Benang memiliki konotasi beneng dalam bahasa Bali berarti lurus, karena
benang sering dipergunakan sebagai sepat membuat lurus sesuatu yang
diukur. Agar hati selalu di jalan yang lurus/benar.
2. Benang memiliki sifat lentur dan tidak mudah putus sebagai simbol kelenturan hati yang otonan dan tidak mudah patah semangat.
Sedangkan
dari ucapannya doa tersebut memiliki makna pengharapan agar menjadi
kuat seperti memiliki kekuatannya baja atau besi. Disamping kuat dalam
arti fisik seperti kuat tulang atau ototnya tetapi juga kuat tekadnya,
kuat keyakinannya terhadap Tuhan dan kebenaran, kuat dalam menghadapi
segala tantangan hidup sebab hidup ini bagaikan usaha menyeberangi
samudra yang luas. Bermacam rintangan ada di dalamnya, tak terkecuali
cobaan hebat yang sering dapat membuat orang putus asa karena kurang
kuat hatinya.
Dalam rangkaian upacara otonan berikutnya sebelum
natab, didahului dengan memegang dulang tempat sesayut dan memutar
sesayut tersebut tiga kali ke arah pra sawia (searah jarum jam) dengan
doa dalam bahasa Bali sebagai berikut: "Ne cening ngilehang sampan,
ngilehang perahu, batu mokocok, tungked bungbungan, teked dipasisi
napetang perahu "bencah" (Ini kamu memutar sampan, memutar perahu, batu
makocok, tongkat bungbung, sampai di pantai menemui kapal terdampar).

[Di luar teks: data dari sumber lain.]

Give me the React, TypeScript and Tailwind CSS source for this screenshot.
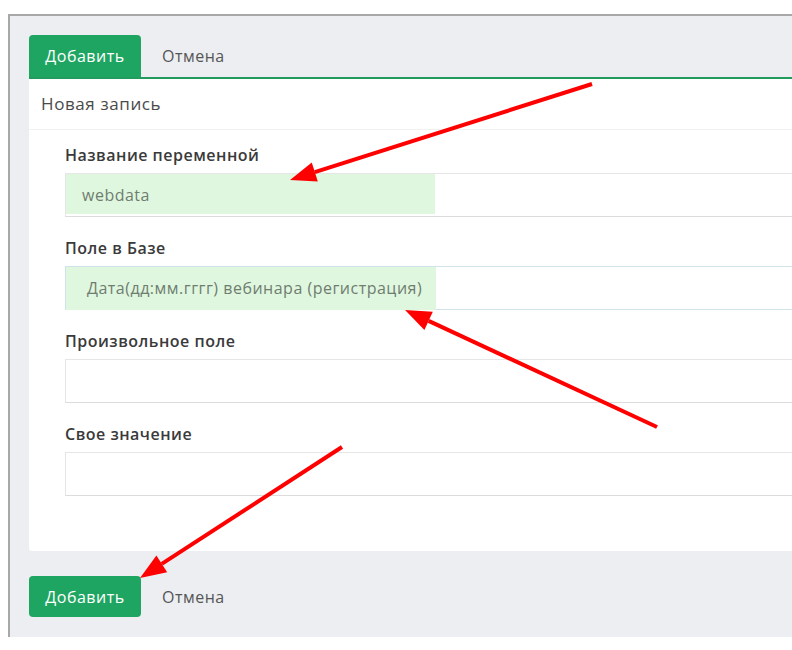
import React from "react";

const font = { fontFamily: "'Open Sans', sans-serif" };

function Field({
  label,
  value,
  highlight,
  focused,
  pad,
}: {
  label: string;
  value?: string;
  highlight?: number;
  focused?: boolean;
  pad?: number;
}) {
  return (
    <div className="flex flex-col">
      <div className="h-[20px] leading-[20px] text-[16px] font-semibold text-[#3a3a3a] tracking-[0.5px]">{label}</div>
      <div
        className={
          "relative mt-[8px] h-[44px] w-[760px] bg-white border " +
          (focused ? "border-[#cfe3e8]" : "border-[#e6e6e6] border-b-[#dcdcdc]")
        }
      >
        {highlight ? (
          <div
            className={"absolute left-0 top-0 bg-[#dff7df] " + (focused ? "h-[43px]" : "h-[40px]")}
            style={{ width: highlight }}
          />
        ) : null}
        {value ? (
          <div
            className="relative h-full flex items-center text-[16px] text-[#6f7d70] tracking-[0.5px]"
            style={{ paddingLeft: pad }}
          >
            {value}
          </div>
        ) : null}
      </div>
    </div>
  );
}

export default function App() {
  return (
    <div className="relative w-[792px] h-[650px] bg-white overflow-hidden" style={font}>
      <div className="mt-[14px] ml-[8px] h-[623px] border-t-2 border-l-2 border-[#a8a8a8] bg-[#eceef2] pt-[19px] pl-[19px] flex flex-col">
        <div className="flex items-center h-[42px]">
          <div className="w-[112px] h-[42px] rounded-t-[4px] bg-[#1fa562] text-white text-[16px] tracking-[0.5px] flex items-center justify-center">
            Добавить
          </div>
          <div className="ml-[21px] text-[16px] tracking-[0.5px] text-[#555]">Отмена</div>
        </div>
        <div className="h-[2px] bg-[#229c5e]" />
        <div className="bg-white h-[472px] flex flex-col rounded-bl-[3px]">
          <div className="h-[51px] px-[12px] flex items-center border-b border-[#f1f1f1] text-[17px] tracking-[0.6px] text-[#4a4a4a]">
            Новая запись
          </div>
          <div className="pl-[36px] pt-[15px] flex flex-col gap-[21px]">
            <Field label="Название переменной" value="webdata" highlight={369} pad={16} />
            <Field label="Поле в Базе" value="Дата(дд:мм.гггг) вебинара (регистрация)" highlight={370} focused pad={21} />
            <Field label="Произвольное поле" />
            <Field label="Свое значение" />
          </div>
        </div>
        <div className="flex items-center mt-[25px]">
          <div className="w-[112px] h-[41px] rounded-[4px] bg-[#1fa562] text-white text-[16px] tracking-[0.5px] flex items-center justify-center">
            Добавить
          </div>
          <div className="ml-[21px] text-[16px] tracking-[0.5px] text-[#555]">Отмена</div>
        </div>
      </div>

      <svg className="absolute inset-0 pointer-events-none" width="792" height="650" viewBox="0 0 792 650">
        <g stroke="#ff0000" strokeWidth="4" strokeLinecap="butt">
          <line x1="592" y1="84" x2="314.8" y2="172.1" />
          <line x1="657" y1="427" x2="428.6" y2="320.9" />
          <line x1="342" y1="447" x2="161.8" y2="563.9" />
        </g>
        <g fill="#ff0000">
          <polygon points="290,180 311.8,162.6 317.8,181.6" />
          <polygon points="405,310 432.8,311.8 424.4,330.0" />
          <polygon points="140,578 156.4,555.5 167.2,572.3" />
        </g>
      </svg>
    </div>
  );
}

Dari doa tersebut dapat dilihat makna:
1.
"Ngilehang sampan ngilehang perahu" bahwa hidup ini bagaikan diatas
perahu yang setiap hari harus kesana-kemari mencari sesuatu untuk
memenuhi kebutuhan hidup ini. Badan kasar ini adalah bagaikan perahu
yang selalu diarahkan sesuai dengan keinginan sang diri yang menghidupi
kita.
2. "Batu makocok" adalah sebuah alat judi. Kita teringat
dengan kisah Pandawa dan Korawa yang bermain dadu, yang dimenangkan oleh
Korawa akibat kelicikan Sakuni. Jadi hidup ini bagaikan sebuah
perjudian dan dengan tekad dan keyakinan yang kuat harus dimenangkan.
3.
"Tungked bungbungan" (tongkat berlobang) adalah bambu yang dipakai
kantihan yakni sebagai penyangga keseimbangan samping perahu agar tidak
mudah tenggelam karena bambu bila masih utuh memang selalu terapung.
"Perahu hidup ini" jangan mudah tenggelam oleh keadaan, kita harus
selalu dapat mengatasinya sehingga dapat berumur panjang sampai
mempergunakan tongkat (usia tua).
4. "Teked dipasisi napetang
perahu bencah" (sampai di pantai menemui perahu / kapal terdampar).
Terinspirasi dari sistem hukum tawan karang yang ada pada jaman dahulu
di Bali, yakni setiap ada kapal atau perahu yang terdampar di pantai di
Bali, rakyat Bali dapat dengan bebas menahan dan merampas barang yang
ada .pada kapal yang terdampar tersebut. Maksudnya supaya mendapatkan
rejeki nomplok, atau dengan usaha yang mudah bisa mendapatkan rejeki
yang banyak.
Demikian luhurnya makna doa yang
diucapkan dalam sebuah upacara otonan bagi masyarakat Hindu Bali yang
dikemas dengan simbolis yang dapat dimaknai secara fisik maupun
psikologis, dengan harapan agar putra-putri yang menjadi tumpuan harapan
keluarga mendapatkan kekuatan dan kemudahan dalam mengarungi kehidupan.